Are you assuming that everyone had issues with the story because they did not read the books?
Was that not your implication? You said you enjoyed it because you read the books and played the games. If you weren't trying to imply that the books had a direct impact on your enjoyment you probably should not have used "because."
 
Was that not your implication? You said you enjoyed it because you read the books and played the games. If you weren't trying to imply that the books had a direct impact on your enjoyment you probably should not have used "because."

That does not mean I ONLY enjoyed it because of the books.
 
I personally think that the story would have been better in 4 if it was just a get back to earth mission, throw in some rogue elites who don't know about the peace between them and humans and throw in the new villan who escapes at the end, somehow I feel that halo 4 tried to squeeze in too much especially with the cortana stuff, that went a little overboard maybe.

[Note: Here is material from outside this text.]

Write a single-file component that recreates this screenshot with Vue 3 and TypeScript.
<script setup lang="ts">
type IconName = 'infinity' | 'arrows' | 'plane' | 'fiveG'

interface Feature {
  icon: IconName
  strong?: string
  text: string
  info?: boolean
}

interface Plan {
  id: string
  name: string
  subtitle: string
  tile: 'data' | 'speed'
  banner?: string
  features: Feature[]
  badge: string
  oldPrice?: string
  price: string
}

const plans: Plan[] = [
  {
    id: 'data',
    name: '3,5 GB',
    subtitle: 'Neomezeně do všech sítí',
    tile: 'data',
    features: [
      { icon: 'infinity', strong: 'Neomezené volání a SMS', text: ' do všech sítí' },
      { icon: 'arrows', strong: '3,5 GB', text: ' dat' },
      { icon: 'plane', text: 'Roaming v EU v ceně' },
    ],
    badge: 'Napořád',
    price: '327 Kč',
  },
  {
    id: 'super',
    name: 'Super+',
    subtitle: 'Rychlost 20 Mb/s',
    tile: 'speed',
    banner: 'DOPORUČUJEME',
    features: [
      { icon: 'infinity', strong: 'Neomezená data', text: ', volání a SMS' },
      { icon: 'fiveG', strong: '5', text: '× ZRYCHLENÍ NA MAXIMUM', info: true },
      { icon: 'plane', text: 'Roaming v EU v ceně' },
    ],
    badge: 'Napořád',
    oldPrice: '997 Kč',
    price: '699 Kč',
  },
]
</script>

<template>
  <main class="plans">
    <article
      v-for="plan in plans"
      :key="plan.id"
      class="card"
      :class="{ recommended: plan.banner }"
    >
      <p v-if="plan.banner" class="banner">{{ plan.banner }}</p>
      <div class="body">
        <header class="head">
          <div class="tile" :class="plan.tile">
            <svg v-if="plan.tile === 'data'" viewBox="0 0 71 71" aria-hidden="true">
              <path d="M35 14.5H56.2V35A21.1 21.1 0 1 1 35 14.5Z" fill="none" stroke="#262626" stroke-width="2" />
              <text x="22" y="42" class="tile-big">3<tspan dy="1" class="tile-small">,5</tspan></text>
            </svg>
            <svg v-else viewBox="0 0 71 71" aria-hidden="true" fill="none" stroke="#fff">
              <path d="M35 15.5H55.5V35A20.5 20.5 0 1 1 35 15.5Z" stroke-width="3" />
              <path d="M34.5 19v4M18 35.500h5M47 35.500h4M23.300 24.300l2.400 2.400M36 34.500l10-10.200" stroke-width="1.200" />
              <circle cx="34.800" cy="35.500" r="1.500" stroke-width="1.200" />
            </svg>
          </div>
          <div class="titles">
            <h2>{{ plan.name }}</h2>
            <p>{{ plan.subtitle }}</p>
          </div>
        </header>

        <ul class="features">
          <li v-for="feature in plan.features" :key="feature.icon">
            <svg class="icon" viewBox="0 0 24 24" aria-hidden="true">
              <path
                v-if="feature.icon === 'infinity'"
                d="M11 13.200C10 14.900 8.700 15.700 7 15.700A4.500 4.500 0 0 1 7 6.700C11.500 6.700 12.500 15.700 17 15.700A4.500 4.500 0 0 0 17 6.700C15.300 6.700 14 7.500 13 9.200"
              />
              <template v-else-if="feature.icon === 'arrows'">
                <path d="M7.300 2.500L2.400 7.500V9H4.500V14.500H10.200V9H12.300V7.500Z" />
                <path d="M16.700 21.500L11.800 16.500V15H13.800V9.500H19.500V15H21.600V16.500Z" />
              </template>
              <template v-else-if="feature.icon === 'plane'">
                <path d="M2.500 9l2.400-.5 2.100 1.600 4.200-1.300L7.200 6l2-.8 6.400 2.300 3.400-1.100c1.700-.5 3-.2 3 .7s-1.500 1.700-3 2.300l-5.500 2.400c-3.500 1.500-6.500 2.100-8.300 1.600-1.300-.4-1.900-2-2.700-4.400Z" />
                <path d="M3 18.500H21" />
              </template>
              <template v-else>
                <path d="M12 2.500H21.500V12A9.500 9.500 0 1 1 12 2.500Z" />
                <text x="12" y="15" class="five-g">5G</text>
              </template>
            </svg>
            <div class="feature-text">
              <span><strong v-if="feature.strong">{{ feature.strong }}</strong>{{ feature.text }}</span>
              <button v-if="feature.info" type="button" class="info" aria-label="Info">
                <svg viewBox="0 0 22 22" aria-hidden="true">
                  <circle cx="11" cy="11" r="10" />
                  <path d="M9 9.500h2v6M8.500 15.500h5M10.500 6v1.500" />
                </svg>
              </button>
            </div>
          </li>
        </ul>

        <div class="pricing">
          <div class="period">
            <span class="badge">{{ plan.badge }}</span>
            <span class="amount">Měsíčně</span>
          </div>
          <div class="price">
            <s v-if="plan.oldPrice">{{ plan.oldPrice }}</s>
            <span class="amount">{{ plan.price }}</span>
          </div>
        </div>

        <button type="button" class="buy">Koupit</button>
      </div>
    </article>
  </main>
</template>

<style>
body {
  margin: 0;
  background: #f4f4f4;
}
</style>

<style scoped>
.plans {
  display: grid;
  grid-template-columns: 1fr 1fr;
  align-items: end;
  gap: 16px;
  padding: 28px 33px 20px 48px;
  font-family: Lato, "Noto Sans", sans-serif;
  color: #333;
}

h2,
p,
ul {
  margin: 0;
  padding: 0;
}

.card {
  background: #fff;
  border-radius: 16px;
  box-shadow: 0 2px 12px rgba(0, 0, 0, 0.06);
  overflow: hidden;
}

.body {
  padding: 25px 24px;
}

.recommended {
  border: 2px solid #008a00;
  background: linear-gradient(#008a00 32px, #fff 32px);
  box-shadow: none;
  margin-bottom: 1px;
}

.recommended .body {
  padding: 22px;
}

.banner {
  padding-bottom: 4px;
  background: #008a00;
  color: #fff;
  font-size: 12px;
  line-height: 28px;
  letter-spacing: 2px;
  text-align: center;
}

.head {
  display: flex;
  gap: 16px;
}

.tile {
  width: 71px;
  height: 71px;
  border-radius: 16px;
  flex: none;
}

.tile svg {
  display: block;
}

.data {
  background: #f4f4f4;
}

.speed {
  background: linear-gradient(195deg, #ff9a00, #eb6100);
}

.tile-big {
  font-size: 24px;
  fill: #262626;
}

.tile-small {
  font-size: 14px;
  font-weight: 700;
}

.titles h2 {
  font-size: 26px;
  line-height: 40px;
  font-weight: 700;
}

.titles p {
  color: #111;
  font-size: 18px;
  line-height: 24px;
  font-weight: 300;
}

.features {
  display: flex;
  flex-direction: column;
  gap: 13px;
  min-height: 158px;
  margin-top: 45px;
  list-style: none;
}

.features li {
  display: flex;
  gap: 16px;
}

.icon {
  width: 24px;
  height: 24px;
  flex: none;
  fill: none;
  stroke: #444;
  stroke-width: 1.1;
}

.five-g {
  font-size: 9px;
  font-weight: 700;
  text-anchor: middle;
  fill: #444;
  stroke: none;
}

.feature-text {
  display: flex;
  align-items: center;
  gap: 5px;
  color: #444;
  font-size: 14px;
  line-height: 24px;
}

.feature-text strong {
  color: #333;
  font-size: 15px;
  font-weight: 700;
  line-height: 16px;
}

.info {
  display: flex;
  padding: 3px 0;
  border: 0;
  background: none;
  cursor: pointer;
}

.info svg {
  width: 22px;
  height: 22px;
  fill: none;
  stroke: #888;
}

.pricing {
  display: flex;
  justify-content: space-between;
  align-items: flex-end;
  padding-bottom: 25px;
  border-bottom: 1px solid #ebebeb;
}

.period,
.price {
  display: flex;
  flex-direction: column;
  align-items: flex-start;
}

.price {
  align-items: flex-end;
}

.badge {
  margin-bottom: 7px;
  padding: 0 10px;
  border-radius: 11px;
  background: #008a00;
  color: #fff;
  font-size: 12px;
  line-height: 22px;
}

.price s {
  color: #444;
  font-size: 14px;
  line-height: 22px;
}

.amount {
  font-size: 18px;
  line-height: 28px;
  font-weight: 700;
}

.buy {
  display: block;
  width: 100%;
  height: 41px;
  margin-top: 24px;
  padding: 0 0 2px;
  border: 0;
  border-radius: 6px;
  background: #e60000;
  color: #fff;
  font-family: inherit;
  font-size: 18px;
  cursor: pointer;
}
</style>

The last 2 or so missions in halo 4 played really well and felt like a little throwback to some areas from halo 2 but the very last encounter, what the feck was that, was quite easy too compared to say mission 2 to 4.
 
So I take it you didn't like the two button press QTE final boss fight.

well I did expect more, the halo 2 boss battle was better then that.

The last area before then when you fight between platforms was ok but it felt easy compared to what has been thrown at you before then.
 
I think it was Stan Lee who once said fans don't want change, they want the illusion of change. There is definitely a part of the Halo fanbase that just wants to play Halo 2 multiplayer with better graphics and a few slightly remixed Halo 1 maps, but thats also going to kill franchise.